Downtown Silver Spring residents are not just a bundle of middle-income demographics: we are a diverse, sophisticated, participatory community that values sustainability, intimacy of scale, and cutting edge musical performances of all genres. Most of us who are civically active enjoy the "new Silver Spring" as it seems to coexist and enrich "old Silver Spring." But we also care about traffic, noise, parking, and paper-cutter entertainment. We also tend to be fiscally prudent,

In short, Silver Spring is not just real estate but a living, breathing group of people (many of them craftspeople, artists, musicians, dancers, cooks, and writers themselves) who create art and neighborliness as part and parcel of living.

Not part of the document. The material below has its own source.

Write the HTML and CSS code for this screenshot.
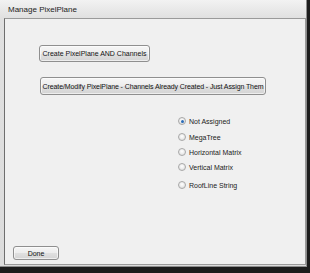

Musical venues are not interchangeable, and bigger in not necessarily better. Live Nation and the 9:30 club both deserve to be looked at. Both have something to offer but 9:30 club would serve us for far less tax payers' money and far more rent to the government. It has the advantage of being local.

"Local" is what has grabbed the interest of our neighborhood -- we are an intensely active and concerned group of people who relish the unique flavor of our community we have and tend to support cultural institutions that jibe with our own concept of DC as an area with rich regional offerings that should be supported. This includes cultural infrastructure and institutions as well as artists and musicians themselves.